The community cemetery, which in the Twentieth Century would become the Moses Cemetery, contains the bodies of African citizens from nations that we now know as: Ghana, Mali, Nigeria, Cameroun and other West and Central African countries that lived through these horrors.  Their individual stories have been buried, just like the century old African American community that once lived there.  If it were not for the Bethesda African Cemetery Coalition, a parking garage would have been built over their bodies. 

The County, in collaboration with corporations, has spent years attempting to cover-up this history. But, if we have learned anything in the past 20 years it is that the people will determine the future, not politicians, not corporations, the people!!

We request the immediate and urgent help and solidarity of our community. 

Our challenge as activists is to creatively understand how to organize in the era of a pandemic. If the ruling class can move their agenda forward then the progressive movement has no choice but to use every resource available to fight back. 

The struggle for Moses African Cemetery is the struggle for a thorough understanding of white supremacy capitalism. This struggle has helped us deconstruct the elements of white supremacy and with these tools our goal is to intentionally dismantle a system that thrives on violence, incarceration, economic and social deprivation. 

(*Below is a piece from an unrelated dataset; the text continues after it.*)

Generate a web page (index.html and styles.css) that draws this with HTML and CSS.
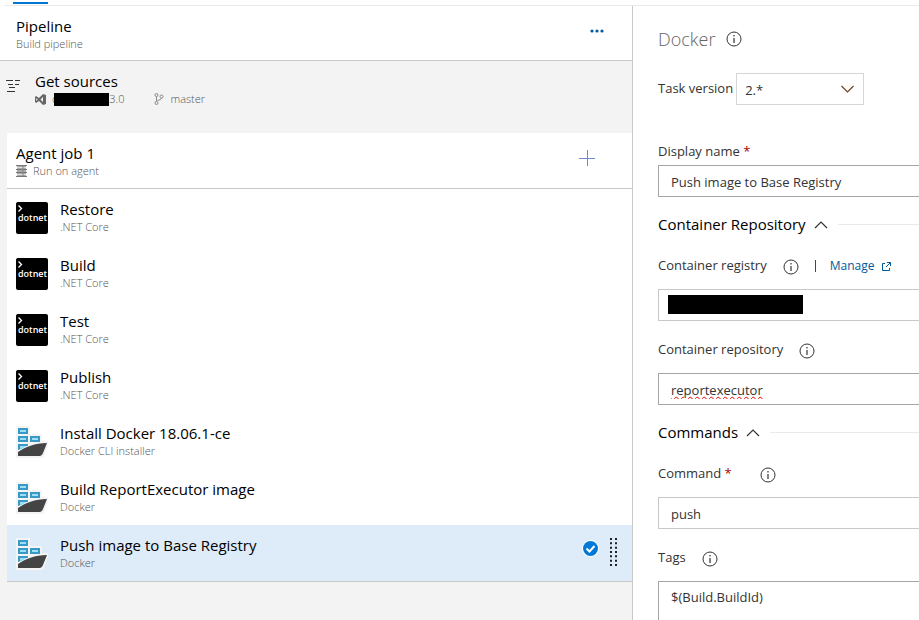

Dr. Marsha Adebayo is the author of the Pulitzer Prize nominated: No FEAR: A Whistleblowers Triumph over Corruption and Retaliation at the EPA . She worked at the EPA for 18 years and blew the whistle on a US multinational corporation that endangered South African vanadium mine workers. Marsha's successful lawsuit led to the introduction and passage of the first civil rights and whistleblower law of the 21st century: the Notification of Federal Employees Anti-discrimination and Retaliation Act of 2002 (No FEAR Act). Marsha was inducted into the Maryland Women’s Hall of Fame, March 2017. Currently, she is working to stop HOC from its continue desecration of an African burial ground in Bethesda, Maryland.